Springfield Bishop Thomas J. Paprocki said June 6 that Catholic lawmakers in the Illinois Legislature "who promoted or voted for extreme abortion legislation" cannot receive Communion in churches in his diocese.
He specifically named House Speaker Michael Madigan and Senate President John Cullerton for their "leadership roles in promoting the evil of abortion by facilitating the passage" of what is now law.
Other Illinois Catholic lawmakers who voted for either of these abortion bills, he said, also are not to "present themselves to receive holy Communion."
In Vermont in February, Bishop Coyne had urged Catholics in the state to contact their state representatives and senators and urge them to vote no on the abortion measure.
Bishop Coyne said the Catholic faith teaches that all human life is sacred, "meaning 'of God'" -- from the moment of conception to the moment of natural death -- and that Catholics are called to embrace and protect that sacred gift.
"You are also aware that the teaching and ministry of the Catholic Church since the first century has affirmed the moral evil of every procured abortion," he added, quoting from the Catechism of the Catholic Church. "This teaching has not changed and remains unchangeable. Direct abortion, that is to say, abortion willed either as an end or a means, is gravely contrary to the moral law."
The president and CEO of Americans United for Life, Catherine Glenn Foster, said the organization is "profoundly disappointed" that Vermont and Illinois have "gone 'all in' for legalized abortion through all nine months of a developing human being's life in the womb."

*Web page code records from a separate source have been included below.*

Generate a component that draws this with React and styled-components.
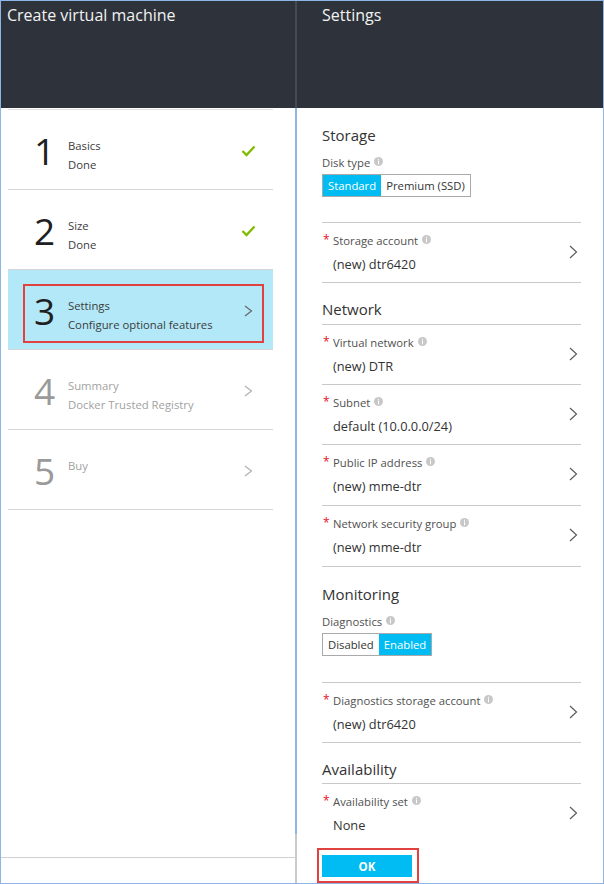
import React from "react";
import styled, { createGlobalStyle } from "styled-components";

const Global = createGlobalStyle`
  html, body { margin: 0; padding: 0; background: #fff; }
  * { box-sizing: border-box; }
  body { font-family: "Open Sans", "Noto Sans", sans-serif; }
`;

const Frame = styled.div`
  width: 604px;
  height: 884px;
  border: 1px solid #8eb5e7;
  display: flex;
  overflow: hidden;
  background: #fff;
`;

const LeftBlade = styled.div`
  width: 294px;
  flex: none;
  display: flex;
  flex-direction: column;
`;

const RightBlade = styled.div`
  flex: 1;
  min-width: 0;
  display: flex;
  flex-direction: column;
`;

const Header = styled.div`
  height: 107px;
  flex: none;
  background: #2e323a;
  color: #f2f2f2;
  font-size: 16px;
  line-height: 20px;
  padding: ${(p) => (p.$right ? "4px 0 0 25px" : "4px 0 0 6px")};
  border-left: ${(p) => (p.$right ? "2px solid #444952" : "none")};
`;

const LeftBody = styled.div`
  flex: 1;
  padding: 1px 22px 0 7px;
`;

const StepList = styled.div`
  border-top: 1px solid #e3e3e3;
`;

const StepRow = styled.div`
  position: relative;
  display: grid;
  grid-template-columns: 34px 1fr 40px;
  align-items: start;
  height: 80px;
  padding: 0 5px 0 26px;
  border-bottom: 1px solid #d6d6d6;
  background: ${(p) => (p.$active ? "#b2e8f7" : "transparent")};
  color: ${(p) => (p.$disabled ? "#a2a2a2" : "#3c3c3c")};
`;

const StepNumber = styled.div`
  font-size: 37px;
  line-height: 40px;
  margin-top: 21px;
  color: ${(p) => (p.$disabled ? "#9a9a9a" : "#202020")};
`;

const StepText = styled.div`
  margin-top: 26px;
  font-size: 11.3px;
  line-height: 19px;
`;

const StepIcon = styled.div`
  align-self: center;
  justify-self: center;
  display: flex;
  margin-top: 2px;
`;

const Annotation = styled.div`
  position: absolute;
  left: 15px;
  top: 14px;
  width: 241px;
  height: 59px;
  border: 2px solid #e1423f;
  pointer-events: none;
`;

const LeftFooter = styled.div`
  height: 26px;
  flex: none;
  border-top: 1px solid #cfcfcf;
`;

const Content = styled.div`
  flex: 1;
  min-height: 0;
  overflow: hidden;
  border-left: 2px solid #8db5e6;
  padding: 0 22px 0 25px;
  color: #333;
`;

const SectionTitle = styled.div`
  font-size: 15px;
  line-height: 22px;
  padding-top: ${(p) => p.$top ?? 16}px;
  margin-bottom: ${(p) => p.$bottom ?? 0}px;
  color: #333;
`;

const PlainLabel = styled.div`
  margin-top: 9px;
  font-size: 11.3px;
  line-height: 16px;
  color: #505050;
  display: flex;
  align-items: center;
`;

const Toggle = styled.div`
  display: inline-flex;
  margin-top: 3px;
  margin-bottom: ${(p) => p.$after}px;
  border: 1px solid #a9a9a9;
`;

const ToggleWrap = styled.div``;

const Segment = styled.div`
  height: 21px;
  line-height: 21px;
  padding: 0 5px;
  font-size: 11.3px;
  background: ${(p) => (p.$on ? "#00bcf2" : "#fff")};
  color: ${(p) => (p.$on ? "#fff" : "#333")};
`;

const FieldList = styled.div`
  border-bottom: 1px solid #c9c9c9;
`;

const FieldRow = styled.div`
  height: ${(p) => p.$h ?? 60}px;
  border-top: 1px solid #c9c9c9;
  display: grid;
  grid-template-columns: 1fr 20px;
  padding-top: 10px;
`;

const FieldMain = styled.div`
  min-width: 0;
`;

const FieldLabel = styled.div`
  font-size: 11.3px;
  line-height: 16px;
  color: #505050;
  display: flex;
  align-items: center;
`;

const Req = styled.span`
  width: 11px;
  flex: none;
  color: #e81123;
  font-size: 12px;
  line-height: 12px;
  padding-left: 1px;
  align-self: flex-start;
  margin-top: 1px;
`;

const FieldValue = styled.div`
  margin-top: 6px;
  padding-left: 11px;
  font-size: 12.8px;
  line-height: 18px;
  color: #333;
`;

const FieldChevron = styled.div`
  align-self: center;
  margin-top: -12px;
  padding-right: 3px;
  display: flex;
  justify-content: flex-end;
`;

const Info = styled.svg`
  margin-left: 4px;
  margin-top: -3px;
  flex: none;
`;

const Footer = styled.div`
  height: 49px;
  flex: none;
  border-left: 2px solid #cacaca;
  padding: 14px 0 0 20px;
`;

const OkFrame = styled.div`
  display: inline-block;
  border: 2px solid #e1423f;
  padding: 5px 5px 4px 3px;
`;

const OkButton = styled.button`
  width: 90px;
  height: 22px;
  border: none;
  background: #00bcf2;
  color: #fff;
  font-family: "Open Sans", sans-serif;
  font-weight: 700;
  font-size: 11.5px;
  padding: 0;
  display: block;
`;

const InfoIcon = () => (
  <Info width="9" height="9" viewBox="0 0 9 9">
    <circle cx="4.5" cy="4.5" r="4.5" fill="#c8c8c8" />
    <rect x="4" y="1.7" width="1" height="1.1" fill="#fff" />
    <rect x="4" y="3.5" width="1" height="3.8" fill="#fff" />
  </Info>
);

const Check = () => (
  <svg width="15" height="12" viewBox="0 0 15 12">
    <path d="M1.5 6 L5.5 10 L13.5 1.5" fill="none" stroke="#7fba00" strokeWidth="2.3" />
  </svg>
);

const Chevron = ({ color = "#5c5c5c", h = 14 }) => (
  <svg width="9" height={h} viewBox={`0 0 9 ${h}`}>
    <path d={`M1 1 L7.5 ${h / 2} L1 ${h - 1}`} fill="none" stroke={color} strokeWidth="1.2" />
  </svg>
);

const steps = [
  { n: 1, title: "Basics", sub: "Done", icon: "check" },
  { n: 2, title: "Size", sub: "Done", icon: "check" },
  { n: 3, title: "Settings", sub: "Configure optional features", icon: "chev", active: true },
  { n: 4, title: "Summary", sub: "Docker Trusted Registry", icon: "chev", disabled: true },
  { n: 5, title: "Buy", sub: "", icon: "chev", disabled: true },
];

const Field = ({ label, value, h }) => (
  <FieldRow $h={h}>
    <FieldMain>
      <FieldLabel>
        <Req>*</Req>
        {label}
        <InfoIcon />
      </FieldLabel>
      <FieldValue>{value}</FieldValue>
    </FieldMain>
    <FieldChevron>
      <Chevron />
    </FieldChevron>
  </FieldRow>
);

export default function App() {
  return (
    <>
      <Global />
      <Frame>
        <LeftBlade>
          <Header>Create virtual machine</Header>
          <LeftBody>
            <StepList>
              {steps.map((s) => (
                <StepRow key={s.n} $active={s.active} $disabled={s.disabled}>
                  <StepNumber $disabled={s.disabled}>{s.n}</StepNumber>
                  <StepText>
                    <div>{s.title}</div>
                    {s.sub && <div>{s.sub}</div>}
                  </StepText>
                  <StepIcon>
                    {s.icon === "check" ? (
                      <Check />
                    ) : (
                      <Chevron h={12} color={s.disabled ? "#b0b0b0" : "#666"} />
                    )}
                  </StepIcon>
                  {s.active && <Annotation />}
                </StepRow>
              ))}
            </StepList>
          </LeftBody>
          <LeftFooter />
        </LeftBlade>

        <RightBlade>
          <Header $right>Settings</Header>
          <Content>
            <SectionTitle>Storage</SectionTitle>
            <PlainLabel>
              Disk type
              <InfoIcon />
            </PlainLabel>
            <ToggleWrap>
              <Toggle $after={25}>
                <Segment $on>Standard</Segment>
                <Segment>Premium (SSD)</Segment>
              </Toggle>
            </ToggleWrap>
            <FieldList>
              <Field label="Storage account" value="(new) dtr6420" />
            </FieldList>

            <SectionTitle $top={15} $bottom={4}>Network</SectionTitle>
            <FieldList>
              <Field label="Virtual network" value="(new) DTR" />
              <Field label="Subnet" value="default (10.0.0.0/24)" />
              <Field label="Public IP address" value="(new) mme-dtr" h={61} />
              <Field label="Network security group" value="(new) mme-dtr" h={61} />
            </FieldList>

            <SectionTitle $top={16}>Monitoring</SectionTitle>
            <PlainLabel>
              Diagnostics
              <InfoIcon />
            </PlainLabel>
            <ToggleWrap>
              <Toggle $after={26}>
                <Segment>Disabled</Segment>
                <Segment $on>Enabled</Segment>
              </Toggle>
            </ToggleWrap>
            <FieldList>
              <Field label="Diagnostics storage account" value="(new) dtr6420" />
            </FieldList>

            <SectionTitle $top={15} $bottom={3}>Availability</SectionTitle>
            <FieldList>
              <Field label="Availability set" value="None" />
            </FieldList>
          </Content>
          <Footer>
            <OkFrame>
              <OkButton>OK</OkButton>
            </OkFrame>
          </Footer>
        </RightBlade>
      </Frame>
    </>
  );
}
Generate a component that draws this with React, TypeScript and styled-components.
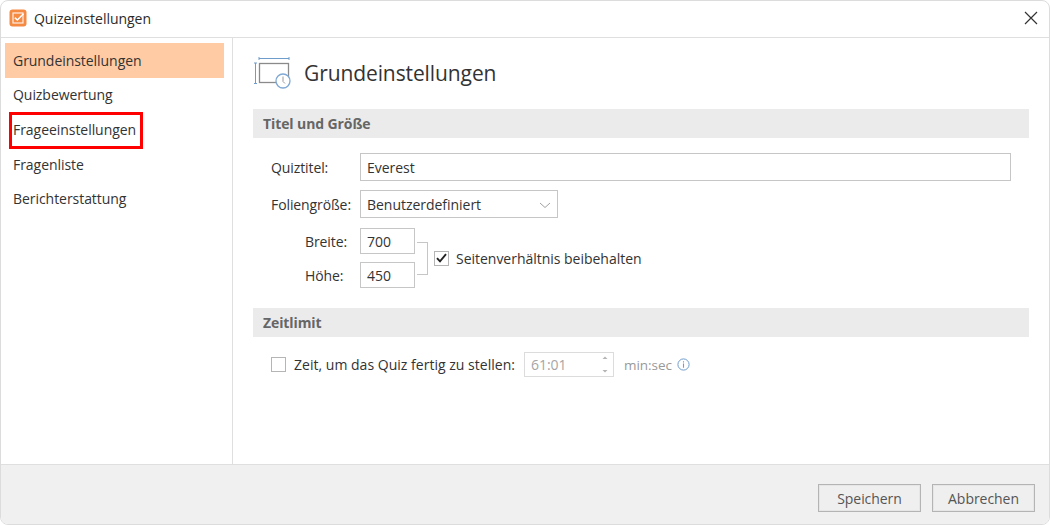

"The abortion industry's only response to the recent tidal wave of hundreds of state laws designed to protect life and the mothers who bear it has been to stem its losses in states where political support for abortion is historically strong," she said in a June 13 statement.
She noted that while groups such as Planned Parenthood continue to advocate for legal abortion, "the abortion rate in America continues to fall to historically low levels as women discover that they -- as can their children -- can live without abortion."